State how many lines hold the word "that", with no other words.
===== The data =====
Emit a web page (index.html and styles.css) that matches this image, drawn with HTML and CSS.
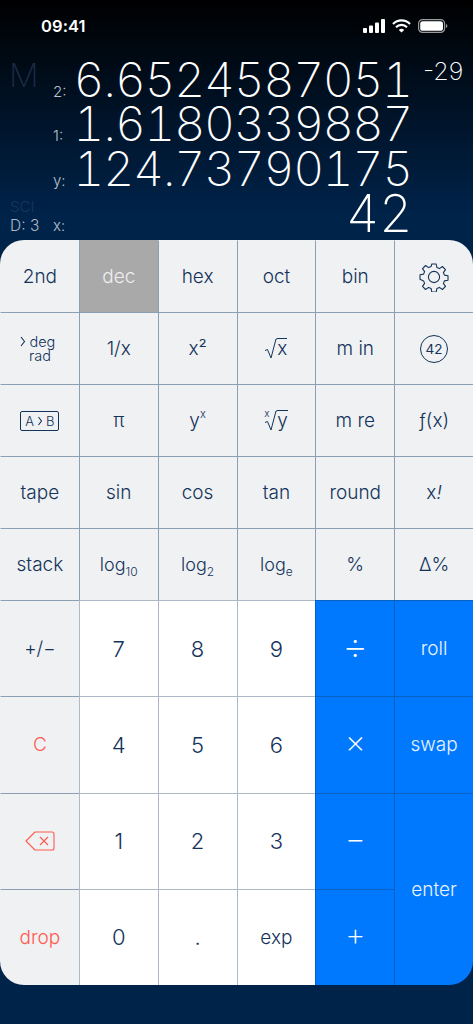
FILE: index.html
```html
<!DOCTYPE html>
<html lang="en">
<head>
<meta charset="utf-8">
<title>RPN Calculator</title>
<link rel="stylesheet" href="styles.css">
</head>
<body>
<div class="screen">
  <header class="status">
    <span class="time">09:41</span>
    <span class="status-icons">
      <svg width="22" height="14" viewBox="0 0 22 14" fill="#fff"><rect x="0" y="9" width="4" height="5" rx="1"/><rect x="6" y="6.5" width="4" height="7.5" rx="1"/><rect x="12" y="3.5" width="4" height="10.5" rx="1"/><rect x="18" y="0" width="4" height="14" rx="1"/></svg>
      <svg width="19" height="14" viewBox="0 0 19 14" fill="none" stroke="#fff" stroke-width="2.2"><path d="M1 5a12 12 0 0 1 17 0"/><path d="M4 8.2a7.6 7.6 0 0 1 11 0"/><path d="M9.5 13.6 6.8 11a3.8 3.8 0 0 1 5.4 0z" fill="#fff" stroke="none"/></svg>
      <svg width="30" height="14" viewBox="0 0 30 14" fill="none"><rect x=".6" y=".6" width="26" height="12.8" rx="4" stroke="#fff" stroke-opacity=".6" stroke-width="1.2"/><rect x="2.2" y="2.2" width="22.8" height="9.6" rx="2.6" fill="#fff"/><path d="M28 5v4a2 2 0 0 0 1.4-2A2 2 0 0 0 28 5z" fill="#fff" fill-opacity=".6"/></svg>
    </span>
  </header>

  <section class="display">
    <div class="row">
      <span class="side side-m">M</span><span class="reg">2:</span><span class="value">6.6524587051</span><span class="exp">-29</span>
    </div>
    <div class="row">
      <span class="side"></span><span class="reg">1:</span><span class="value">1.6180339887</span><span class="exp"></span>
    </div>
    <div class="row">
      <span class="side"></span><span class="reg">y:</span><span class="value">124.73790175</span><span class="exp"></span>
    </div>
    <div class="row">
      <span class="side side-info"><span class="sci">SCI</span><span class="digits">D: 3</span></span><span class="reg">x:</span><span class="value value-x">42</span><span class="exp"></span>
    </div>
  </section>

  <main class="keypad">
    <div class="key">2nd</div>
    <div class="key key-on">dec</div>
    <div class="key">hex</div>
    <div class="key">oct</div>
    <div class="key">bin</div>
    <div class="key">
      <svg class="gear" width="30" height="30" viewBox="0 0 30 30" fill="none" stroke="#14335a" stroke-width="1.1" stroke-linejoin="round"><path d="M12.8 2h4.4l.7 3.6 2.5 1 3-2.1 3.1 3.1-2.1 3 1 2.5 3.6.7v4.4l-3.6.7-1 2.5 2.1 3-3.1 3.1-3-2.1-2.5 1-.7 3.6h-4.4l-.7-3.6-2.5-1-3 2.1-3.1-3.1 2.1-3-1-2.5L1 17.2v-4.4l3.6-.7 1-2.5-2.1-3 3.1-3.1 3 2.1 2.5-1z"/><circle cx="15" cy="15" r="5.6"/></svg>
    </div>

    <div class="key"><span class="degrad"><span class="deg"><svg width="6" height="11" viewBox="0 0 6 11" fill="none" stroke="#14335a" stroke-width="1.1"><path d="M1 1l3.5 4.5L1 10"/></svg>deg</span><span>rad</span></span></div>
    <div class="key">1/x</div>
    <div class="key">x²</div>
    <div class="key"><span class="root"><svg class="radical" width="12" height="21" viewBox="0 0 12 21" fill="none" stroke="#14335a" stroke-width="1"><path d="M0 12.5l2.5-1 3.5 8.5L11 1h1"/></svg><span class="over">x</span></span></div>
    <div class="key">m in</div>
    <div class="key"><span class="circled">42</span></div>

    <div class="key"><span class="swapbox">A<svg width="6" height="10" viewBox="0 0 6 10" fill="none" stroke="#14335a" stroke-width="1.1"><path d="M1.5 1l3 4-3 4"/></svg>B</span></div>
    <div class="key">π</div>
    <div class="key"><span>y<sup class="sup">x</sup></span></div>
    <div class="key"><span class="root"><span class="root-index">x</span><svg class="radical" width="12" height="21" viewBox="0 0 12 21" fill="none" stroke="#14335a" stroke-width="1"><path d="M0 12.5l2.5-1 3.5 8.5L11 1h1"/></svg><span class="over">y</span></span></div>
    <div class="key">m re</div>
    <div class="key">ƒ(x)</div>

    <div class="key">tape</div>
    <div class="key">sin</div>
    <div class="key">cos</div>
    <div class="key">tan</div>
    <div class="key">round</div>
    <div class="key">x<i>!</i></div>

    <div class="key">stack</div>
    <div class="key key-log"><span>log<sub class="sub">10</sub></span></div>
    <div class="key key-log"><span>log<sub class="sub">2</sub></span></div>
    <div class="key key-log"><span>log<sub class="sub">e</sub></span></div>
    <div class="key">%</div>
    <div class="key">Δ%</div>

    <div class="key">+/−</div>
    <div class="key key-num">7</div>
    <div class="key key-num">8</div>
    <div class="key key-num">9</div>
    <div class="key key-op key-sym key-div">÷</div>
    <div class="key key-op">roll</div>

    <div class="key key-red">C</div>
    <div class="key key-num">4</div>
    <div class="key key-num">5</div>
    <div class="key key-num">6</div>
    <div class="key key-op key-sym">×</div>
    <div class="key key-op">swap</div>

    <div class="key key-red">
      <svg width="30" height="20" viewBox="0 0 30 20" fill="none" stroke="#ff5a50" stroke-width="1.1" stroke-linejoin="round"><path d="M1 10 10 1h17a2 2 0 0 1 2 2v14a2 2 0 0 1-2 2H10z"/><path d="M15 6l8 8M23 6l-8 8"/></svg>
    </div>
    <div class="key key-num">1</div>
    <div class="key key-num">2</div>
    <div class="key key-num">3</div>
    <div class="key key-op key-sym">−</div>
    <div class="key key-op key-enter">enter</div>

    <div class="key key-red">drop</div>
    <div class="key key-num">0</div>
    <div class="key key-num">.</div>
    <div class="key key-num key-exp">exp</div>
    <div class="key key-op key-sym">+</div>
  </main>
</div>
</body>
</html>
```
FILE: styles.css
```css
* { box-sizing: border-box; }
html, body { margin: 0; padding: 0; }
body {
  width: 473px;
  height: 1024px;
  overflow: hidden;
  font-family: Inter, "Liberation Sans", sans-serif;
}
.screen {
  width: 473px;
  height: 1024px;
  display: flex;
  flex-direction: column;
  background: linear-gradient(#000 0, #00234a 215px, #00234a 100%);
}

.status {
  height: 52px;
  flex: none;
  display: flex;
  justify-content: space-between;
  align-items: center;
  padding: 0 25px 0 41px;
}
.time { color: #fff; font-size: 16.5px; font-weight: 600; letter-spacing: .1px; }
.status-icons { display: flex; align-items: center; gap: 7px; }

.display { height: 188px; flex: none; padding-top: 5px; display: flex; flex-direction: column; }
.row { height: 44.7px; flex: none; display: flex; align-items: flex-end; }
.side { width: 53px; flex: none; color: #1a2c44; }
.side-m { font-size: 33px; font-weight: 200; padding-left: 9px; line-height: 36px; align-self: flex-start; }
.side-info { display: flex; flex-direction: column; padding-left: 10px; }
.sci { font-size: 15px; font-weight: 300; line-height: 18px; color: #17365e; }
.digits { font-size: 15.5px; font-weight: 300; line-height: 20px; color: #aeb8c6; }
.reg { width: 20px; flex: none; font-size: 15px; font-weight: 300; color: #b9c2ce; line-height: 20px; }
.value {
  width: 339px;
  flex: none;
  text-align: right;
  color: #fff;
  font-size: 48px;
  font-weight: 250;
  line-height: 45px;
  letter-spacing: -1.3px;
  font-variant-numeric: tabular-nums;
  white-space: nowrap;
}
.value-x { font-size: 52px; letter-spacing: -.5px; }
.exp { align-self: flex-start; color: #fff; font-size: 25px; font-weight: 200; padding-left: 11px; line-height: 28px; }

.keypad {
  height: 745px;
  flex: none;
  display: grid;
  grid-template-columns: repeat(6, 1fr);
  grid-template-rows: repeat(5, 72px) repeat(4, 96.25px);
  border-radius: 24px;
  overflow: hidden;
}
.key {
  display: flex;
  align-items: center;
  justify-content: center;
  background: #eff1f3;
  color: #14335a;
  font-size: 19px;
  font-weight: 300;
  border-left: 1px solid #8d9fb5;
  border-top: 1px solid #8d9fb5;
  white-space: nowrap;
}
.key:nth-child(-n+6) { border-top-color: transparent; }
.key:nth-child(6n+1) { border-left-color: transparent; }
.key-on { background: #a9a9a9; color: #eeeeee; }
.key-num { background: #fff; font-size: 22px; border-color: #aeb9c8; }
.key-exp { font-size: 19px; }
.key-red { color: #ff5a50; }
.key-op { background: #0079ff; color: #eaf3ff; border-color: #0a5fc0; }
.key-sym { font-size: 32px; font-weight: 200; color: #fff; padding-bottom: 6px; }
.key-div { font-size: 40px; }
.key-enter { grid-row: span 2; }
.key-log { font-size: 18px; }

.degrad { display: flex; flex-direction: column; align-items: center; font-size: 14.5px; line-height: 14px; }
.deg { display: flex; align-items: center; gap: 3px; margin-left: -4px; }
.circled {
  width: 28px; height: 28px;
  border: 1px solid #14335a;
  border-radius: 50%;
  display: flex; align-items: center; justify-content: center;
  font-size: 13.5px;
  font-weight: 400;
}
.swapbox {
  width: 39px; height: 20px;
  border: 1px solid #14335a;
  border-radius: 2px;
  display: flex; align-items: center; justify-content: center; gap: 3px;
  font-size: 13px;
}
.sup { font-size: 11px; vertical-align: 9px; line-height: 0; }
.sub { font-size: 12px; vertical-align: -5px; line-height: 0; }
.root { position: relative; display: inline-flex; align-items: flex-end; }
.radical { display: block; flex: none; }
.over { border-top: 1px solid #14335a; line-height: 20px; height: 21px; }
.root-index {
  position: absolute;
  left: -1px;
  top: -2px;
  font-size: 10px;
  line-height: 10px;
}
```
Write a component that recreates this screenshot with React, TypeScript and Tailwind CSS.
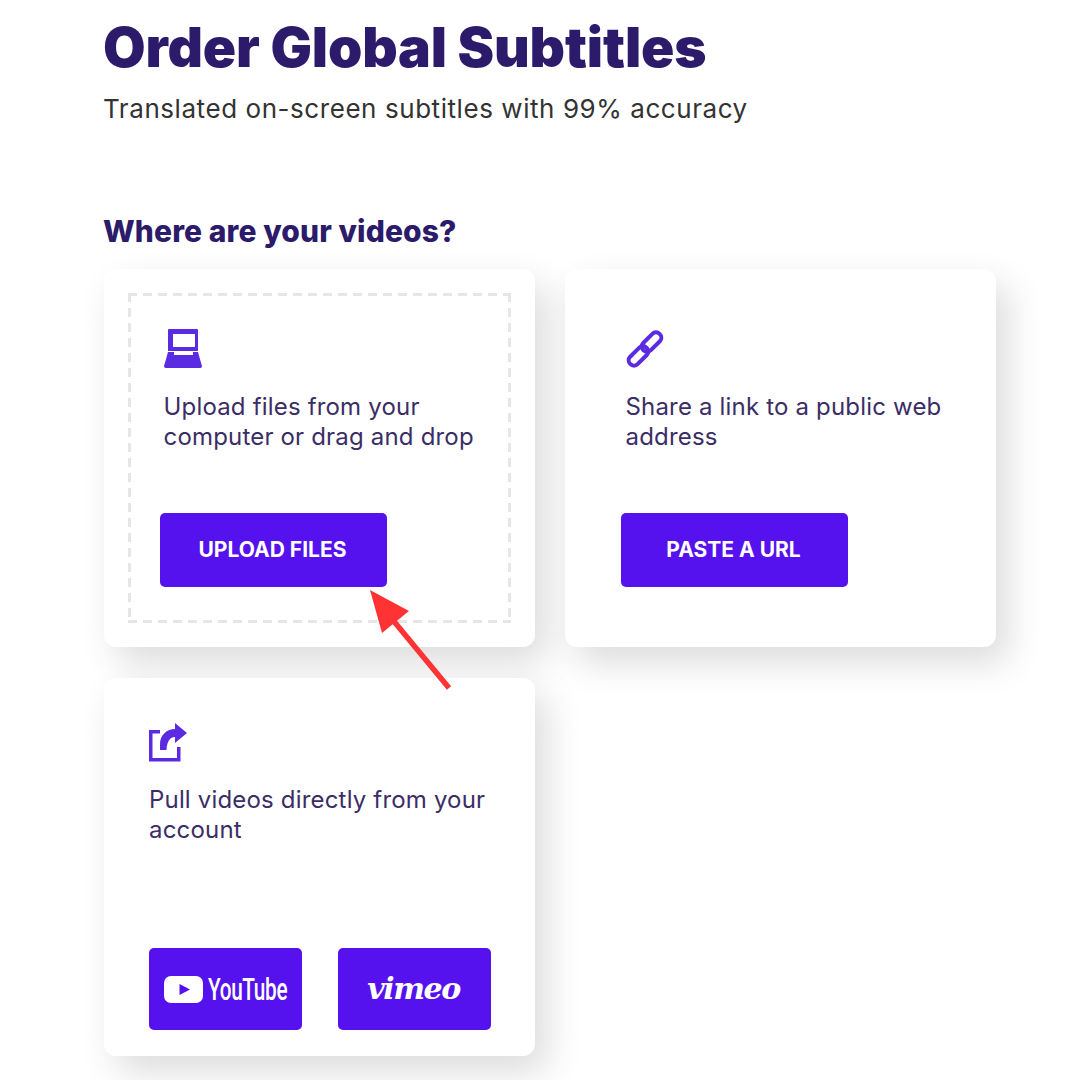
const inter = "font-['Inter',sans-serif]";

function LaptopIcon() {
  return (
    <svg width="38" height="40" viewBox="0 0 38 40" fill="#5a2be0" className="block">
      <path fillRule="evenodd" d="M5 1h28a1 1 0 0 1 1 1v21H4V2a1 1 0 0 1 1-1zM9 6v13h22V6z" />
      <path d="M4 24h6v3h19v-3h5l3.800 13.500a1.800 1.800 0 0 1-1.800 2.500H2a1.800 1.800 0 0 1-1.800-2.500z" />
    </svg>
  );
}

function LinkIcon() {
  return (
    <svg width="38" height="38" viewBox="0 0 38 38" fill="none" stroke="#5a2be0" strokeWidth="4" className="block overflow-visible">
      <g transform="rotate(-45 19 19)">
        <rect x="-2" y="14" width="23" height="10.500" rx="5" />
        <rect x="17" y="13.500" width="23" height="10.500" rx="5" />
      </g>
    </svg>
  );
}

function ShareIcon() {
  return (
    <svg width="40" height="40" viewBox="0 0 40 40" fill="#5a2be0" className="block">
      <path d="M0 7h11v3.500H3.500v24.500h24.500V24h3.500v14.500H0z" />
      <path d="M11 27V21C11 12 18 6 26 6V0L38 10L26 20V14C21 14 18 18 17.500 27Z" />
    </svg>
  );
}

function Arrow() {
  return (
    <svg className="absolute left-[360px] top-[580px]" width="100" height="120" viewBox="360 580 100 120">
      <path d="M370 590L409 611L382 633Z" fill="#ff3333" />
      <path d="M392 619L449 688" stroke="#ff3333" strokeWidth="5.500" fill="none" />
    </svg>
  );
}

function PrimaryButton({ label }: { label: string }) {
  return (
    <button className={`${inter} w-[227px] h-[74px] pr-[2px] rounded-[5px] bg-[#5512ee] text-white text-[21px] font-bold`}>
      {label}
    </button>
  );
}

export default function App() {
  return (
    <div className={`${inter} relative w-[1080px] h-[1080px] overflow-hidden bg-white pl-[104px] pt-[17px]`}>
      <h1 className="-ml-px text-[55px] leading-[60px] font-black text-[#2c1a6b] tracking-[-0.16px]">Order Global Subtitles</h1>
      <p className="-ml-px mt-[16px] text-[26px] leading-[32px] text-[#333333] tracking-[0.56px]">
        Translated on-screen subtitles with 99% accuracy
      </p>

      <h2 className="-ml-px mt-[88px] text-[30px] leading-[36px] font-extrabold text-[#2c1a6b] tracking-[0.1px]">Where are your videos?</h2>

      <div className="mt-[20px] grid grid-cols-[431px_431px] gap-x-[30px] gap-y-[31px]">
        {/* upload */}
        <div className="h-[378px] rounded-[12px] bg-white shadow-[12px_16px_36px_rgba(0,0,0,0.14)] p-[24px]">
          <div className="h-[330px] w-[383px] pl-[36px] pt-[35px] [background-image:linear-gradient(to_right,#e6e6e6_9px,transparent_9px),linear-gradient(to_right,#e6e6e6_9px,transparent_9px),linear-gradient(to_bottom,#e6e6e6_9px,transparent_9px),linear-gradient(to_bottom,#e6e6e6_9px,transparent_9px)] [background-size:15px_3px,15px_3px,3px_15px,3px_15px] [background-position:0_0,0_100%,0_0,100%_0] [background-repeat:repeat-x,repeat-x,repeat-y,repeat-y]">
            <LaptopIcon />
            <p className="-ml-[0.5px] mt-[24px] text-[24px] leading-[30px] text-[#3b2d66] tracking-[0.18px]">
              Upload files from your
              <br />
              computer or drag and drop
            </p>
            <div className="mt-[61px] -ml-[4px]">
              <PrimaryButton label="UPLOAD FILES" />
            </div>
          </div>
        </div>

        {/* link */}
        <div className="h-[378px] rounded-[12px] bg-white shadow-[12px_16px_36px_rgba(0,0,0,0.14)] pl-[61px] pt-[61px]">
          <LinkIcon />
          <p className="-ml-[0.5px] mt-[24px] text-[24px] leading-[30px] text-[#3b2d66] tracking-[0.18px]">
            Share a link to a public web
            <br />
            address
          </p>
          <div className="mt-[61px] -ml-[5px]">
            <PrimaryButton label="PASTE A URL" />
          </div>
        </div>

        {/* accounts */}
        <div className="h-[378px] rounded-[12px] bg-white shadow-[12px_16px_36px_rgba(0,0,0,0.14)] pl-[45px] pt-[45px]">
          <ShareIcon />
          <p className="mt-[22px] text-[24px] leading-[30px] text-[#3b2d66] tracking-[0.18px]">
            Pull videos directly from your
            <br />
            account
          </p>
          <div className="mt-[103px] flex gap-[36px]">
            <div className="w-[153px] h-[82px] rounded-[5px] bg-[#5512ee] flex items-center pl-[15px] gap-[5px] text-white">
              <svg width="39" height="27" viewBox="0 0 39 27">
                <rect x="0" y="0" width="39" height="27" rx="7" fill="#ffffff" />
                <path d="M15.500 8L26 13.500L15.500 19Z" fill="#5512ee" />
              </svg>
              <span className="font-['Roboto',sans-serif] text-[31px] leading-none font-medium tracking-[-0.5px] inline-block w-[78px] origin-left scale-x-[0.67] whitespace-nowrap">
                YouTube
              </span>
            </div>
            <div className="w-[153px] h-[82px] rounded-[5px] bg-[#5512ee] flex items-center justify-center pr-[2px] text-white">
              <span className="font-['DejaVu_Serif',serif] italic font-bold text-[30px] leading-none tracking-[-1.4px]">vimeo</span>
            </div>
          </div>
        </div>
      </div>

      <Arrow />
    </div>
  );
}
=====
▶ _Result of the task_
2